_WHAT IS NEEDED_
Among the lines below, list those containing the string "styles".

• • •

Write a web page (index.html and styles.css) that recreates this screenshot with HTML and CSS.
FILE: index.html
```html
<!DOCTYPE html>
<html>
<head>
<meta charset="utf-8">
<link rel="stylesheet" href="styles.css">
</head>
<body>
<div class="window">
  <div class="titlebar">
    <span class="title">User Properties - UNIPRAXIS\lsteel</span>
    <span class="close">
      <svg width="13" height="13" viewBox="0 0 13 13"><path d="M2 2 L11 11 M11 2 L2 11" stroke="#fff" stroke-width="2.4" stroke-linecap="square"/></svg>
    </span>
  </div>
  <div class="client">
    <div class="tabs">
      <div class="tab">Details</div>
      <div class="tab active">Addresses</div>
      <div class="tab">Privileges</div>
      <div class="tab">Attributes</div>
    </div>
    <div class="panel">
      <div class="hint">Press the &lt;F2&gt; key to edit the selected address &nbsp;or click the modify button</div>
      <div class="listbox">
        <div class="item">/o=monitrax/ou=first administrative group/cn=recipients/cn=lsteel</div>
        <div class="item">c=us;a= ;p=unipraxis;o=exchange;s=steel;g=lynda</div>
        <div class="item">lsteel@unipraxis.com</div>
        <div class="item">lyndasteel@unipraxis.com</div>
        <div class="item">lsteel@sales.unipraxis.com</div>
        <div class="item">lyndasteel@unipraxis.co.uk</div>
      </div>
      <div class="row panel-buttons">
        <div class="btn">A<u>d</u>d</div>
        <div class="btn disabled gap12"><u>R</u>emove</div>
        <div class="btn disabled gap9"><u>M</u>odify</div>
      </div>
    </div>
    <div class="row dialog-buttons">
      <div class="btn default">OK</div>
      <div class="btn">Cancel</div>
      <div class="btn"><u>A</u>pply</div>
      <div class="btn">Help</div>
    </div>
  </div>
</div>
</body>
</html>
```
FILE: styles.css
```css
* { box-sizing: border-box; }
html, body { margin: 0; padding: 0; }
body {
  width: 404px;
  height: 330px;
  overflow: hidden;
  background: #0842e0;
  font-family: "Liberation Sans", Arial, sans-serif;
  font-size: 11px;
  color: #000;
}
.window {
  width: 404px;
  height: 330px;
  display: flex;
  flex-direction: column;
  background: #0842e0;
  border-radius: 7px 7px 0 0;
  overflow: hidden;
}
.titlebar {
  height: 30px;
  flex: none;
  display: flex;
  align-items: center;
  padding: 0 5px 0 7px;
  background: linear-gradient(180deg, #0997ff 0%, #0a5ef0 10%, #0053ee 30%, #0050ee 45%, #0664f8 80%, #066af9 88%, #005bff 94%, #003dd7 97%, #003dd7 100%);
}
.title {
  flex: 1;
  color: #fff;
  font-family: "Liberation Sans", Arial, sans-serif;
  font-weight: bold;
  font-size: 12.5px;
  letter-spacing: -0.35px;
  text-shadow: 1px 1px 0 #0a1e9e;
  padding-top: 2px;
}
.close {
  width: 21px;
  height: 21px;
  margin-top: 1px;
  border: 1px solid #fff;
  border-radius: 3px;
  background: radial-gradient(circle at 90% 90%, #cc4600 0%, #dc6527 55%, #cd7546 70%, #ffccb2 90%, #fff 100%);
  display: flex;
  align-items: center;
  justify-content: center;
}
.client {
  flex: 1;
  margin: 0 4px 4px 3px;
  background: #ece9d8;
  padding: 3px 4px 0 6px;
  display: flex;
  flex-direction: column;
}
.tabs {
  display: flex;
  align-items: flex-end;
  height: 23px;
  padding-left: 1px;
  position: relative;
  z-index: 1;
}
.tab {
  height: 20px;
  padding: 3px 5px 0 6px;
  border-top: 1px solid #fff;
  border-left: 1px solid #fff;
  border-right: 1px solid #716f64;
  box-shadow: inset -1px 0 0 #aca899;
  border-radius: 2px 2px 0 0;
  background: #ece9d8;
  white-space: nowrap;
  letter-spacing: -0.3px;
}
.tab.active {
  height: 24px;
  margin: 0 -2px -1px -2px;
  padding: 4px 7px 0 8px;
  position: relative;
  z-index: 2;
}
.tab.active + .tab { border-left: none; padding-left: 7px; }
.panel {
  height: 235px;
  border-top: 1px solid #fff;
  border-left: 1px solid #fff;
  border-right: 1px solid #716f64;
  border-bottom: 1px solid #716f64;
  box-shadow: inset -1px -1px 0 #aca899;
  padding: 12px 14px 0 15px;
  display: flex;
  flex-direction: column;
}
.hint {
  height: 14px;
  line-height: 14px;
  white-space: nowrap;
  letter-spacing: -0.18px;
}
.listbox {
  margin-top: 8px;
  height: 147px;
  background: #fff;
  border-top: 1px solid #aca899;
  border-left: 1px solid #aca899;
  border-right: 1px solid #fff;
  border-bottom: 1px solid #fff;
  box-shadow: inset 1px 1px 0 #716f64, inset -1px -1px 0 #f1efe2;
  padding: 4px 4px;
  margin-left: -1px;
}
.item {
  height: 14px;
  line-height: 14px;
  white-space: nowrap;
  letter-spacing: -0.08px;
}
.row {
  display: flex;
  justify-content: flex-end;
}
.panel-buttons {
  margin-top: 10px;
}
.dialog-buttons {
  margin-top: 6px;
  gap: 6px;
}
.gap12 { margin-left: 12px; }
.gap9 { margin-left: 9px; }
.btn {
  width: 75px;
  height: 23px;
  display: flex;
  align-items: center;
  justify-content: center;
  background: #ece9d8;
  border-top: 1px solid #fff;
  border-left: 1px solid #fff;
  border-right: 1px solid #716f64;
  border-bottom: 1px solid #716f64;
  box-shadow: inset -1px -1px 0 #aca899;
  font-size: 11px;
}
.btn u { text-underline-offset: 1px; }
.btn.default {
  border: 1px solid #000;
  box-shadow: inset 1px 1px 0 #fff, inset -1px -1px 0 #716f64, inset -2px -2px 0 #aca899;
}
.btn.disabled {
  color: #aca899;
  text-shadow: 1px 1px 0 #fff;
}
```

• • •

_ANSWER FOR THE TASK_
Write a web page (index.html and styles.css) that recreates this screenshot with HTML and CSS.
<link rel="stylesheet" href="styles.css">
FILE: styles.css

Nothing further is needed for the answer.